Burley Hill (1,315 ft)

Date: June 30, 2002
Author: Dan Case

If coming from Hartford or points to the west, get off I-84 at Exit 70 (CT 32). Take 32 north to Stafford Springs and turn east (right) on CT 190 at the circle in the middle of town. Within a quarter-mile, CT 19 runs north (left) to Staffordville. Take it. After about four miles you will know you are in Staffordville by the standard-issue New England white clapboard church, this one belonging to Staffordville Congregational. The road winds on past the south end of the reservoir, after which New City is the right fork (it's hard to easily ID roads around here because they're on the same sort of vertical signs as the area around the Hartford County HP). As Mike Schwartz noted, it's a good three miles out to Sears.

I saw the tower and the sign with the same quatrain, strongly implying death by rifle to trespassers, referred to by some previous visitors. Considering it and Bob Schwab's successful efforts to locate Mr. Bradway, the landowner, I sought permission. I had to go all the way to his house. To get to George Heck Road, you must go back to New City and turn right. Follow it into Massachusetts, where the road gets a little worse, to a four-way intersection about a mile or so from the state line. Turn right on what has no name but must later become Stickney Hill Road. You go back into Connecticut after slightly more than a mile. A further mile and a half from the state line, George Heck Road leaves on the right (the first signed street after it, in fact).

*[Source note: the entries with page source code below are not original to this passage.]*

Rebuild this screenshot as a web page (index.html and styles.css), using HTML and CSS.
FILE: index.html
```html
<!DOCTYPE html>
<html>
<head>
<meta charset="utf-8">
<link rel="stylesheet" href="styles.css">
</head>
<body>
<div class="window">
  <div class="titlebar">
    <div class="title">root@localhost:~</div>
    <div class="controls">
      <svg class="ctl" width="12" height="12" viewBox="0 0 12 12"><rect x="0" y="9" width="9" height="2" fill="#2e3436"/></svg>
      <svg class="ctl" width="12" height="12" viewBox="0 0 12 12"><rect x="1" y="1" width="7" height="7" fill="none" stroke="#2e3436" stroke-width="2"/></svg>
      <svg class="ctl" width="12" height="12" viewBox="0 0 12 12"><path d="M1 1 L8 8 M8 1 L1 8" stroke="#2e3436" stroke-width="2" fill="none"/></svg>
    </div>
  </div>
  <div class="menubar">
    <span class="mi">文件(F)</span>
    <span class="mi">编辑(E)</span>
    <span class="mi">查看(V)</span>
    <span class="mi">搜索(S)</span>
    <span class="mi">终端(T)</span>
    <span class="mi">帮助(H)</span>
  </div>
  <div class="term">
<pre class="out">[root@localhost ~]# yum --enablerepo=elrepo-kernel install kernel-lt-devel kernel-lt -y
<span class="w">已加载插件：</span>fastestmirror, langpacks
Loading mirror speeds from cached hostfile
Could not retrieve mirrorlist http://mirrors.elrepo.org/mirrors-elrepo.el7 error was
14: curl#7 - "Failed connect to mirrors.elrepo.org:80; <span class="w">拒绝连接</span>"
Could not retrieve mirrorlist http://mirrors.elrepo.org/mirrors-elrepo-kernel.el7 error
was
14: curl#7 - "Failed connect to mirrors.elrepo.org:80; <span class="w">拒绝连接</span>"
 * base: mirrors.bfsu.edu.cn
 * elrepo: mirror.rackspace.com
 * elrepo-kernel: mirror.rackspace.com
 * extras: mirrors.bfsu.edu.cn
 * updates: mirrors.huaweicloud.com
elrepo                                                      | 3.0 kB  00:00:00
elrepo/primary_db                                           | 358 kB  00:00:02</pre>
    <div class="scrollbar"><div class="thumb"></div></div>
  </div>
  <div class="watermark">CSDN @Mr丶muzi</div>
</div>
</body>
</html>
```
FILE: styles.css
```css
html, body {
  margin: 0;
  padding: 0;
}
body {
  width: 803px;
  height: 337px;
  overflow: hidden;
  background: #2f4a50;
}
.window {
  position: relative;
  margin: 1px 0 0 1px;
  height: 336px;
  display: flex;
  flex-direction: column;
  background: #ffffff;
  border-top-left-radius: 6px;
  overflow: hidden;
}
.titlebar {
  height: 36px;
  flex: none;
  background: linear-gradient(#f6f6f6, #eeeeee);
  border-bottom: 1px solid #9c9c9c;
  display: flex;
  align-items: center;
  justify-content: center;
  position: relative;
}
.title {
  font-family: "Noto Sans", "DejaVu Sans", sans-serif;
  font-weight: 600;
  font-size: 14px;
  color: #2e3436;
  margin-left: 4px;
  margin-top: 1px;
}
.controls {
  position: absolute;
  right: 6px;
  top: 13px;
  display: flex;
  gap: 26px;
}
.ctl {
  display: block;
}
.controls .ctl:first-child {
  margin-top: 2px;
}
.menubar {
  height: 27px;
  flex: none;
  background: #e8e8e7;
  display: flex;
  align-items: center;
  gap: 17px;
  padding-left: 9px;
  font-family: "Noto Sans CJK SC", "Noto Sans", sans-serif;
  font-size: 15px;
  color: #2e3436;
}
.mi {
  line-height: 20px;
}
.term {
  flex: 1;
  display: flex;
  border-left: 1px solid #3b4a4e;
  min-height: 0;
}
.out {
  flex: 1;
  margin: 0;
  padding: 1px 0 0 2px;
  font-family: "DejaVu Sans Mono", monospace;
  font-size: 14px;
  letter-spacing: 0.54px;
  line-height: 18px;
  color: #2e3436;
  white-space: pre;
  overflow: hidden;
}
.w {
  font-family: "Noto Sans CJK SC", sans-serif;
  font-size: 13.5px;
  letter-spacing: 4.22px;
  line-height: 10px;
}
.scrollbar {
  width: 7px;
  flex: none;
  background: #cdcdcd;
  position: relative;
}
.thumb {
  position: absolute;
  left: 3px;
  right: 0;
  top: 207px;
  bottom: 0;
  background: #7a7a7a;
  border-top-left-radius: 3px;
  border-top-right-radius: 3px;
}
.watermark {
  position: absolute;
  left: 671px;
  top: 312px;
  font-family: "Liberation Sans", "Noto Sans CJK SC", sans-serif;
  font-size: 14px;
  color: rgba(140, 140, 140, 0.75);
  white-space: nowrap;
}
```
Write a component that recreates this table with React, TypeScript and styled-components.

Mr. Wesley Bradway's home at No. 49 is the second big barn on the right, about 0.75 mile down, with a splendid view back to the hill. He greeted me at the door with one of those stereotypical "Ayuh"-type New England greetings whose exact parsing into Standard English I don't know, but he didn't object when I said I was doing fine. (Needless to say, he does look the Yankee farmer part, too. His family is real, real big in this area, judging from the signs and the phone book listings.) He gave me permission to cross his fields without a problem. I explained why, and he mentioned that his nephew in Colorado is working on the 14ers, too. Then it was back several miles into MA and back again to the access road Schwab used, currently blocked by a cable instead of a chain.

It starts out pretty level, quickly turning north and running back 0.3 miles or so to the fields. Then, at this time of year, the challenge began. He isn't working these fields this year, so they're lying fallow and overgrown. It's easy to follow a vague ATV trail up the south side of the first field. However, once it reached the higher field there was no corresponding track (well, at least I didn't see it and perhaps summit fever blinded me). The only choice was to follow Schwab's advice and just bull through the field to the far corner. Please note that this is not a tiny meadow we're talking about here. Crossing it this way entails about 150 yards of potential exposure (if wearing shorts, as I was) to field grit and deer ticks (I only found one of the regular kind and, two days later no bullseye rashes have showed up on my legs. But I still feel more lucky than good, especially since on the way down we made completely the wrong choices and basically just cut across both fields). Needless to say this would be much easier in cooler weather.

On the far side, one once again picks up an ATV track, perhaps the same referenced in other reports as the "snowmobile trail" used to access the summit from the fire tower. Follow this to the farthest corner of the field. This is where the faint trace to the south-southeast begins. In my experience, it peters out after several hundred feet, but this is enough to put you within striking distance of the summit. You can see higher ground ahead, and working your way up the very gentle grade at this point you come to the three summit boulders, sitting there like giant grey frogs.

To be fair I really should have gone on all three, but the one closest to me seemed like the highest to my eyeballs. I didn't find any BM or reference markers, so given my schedule, situation and the effort I'd taken to get up here it was good enough for me.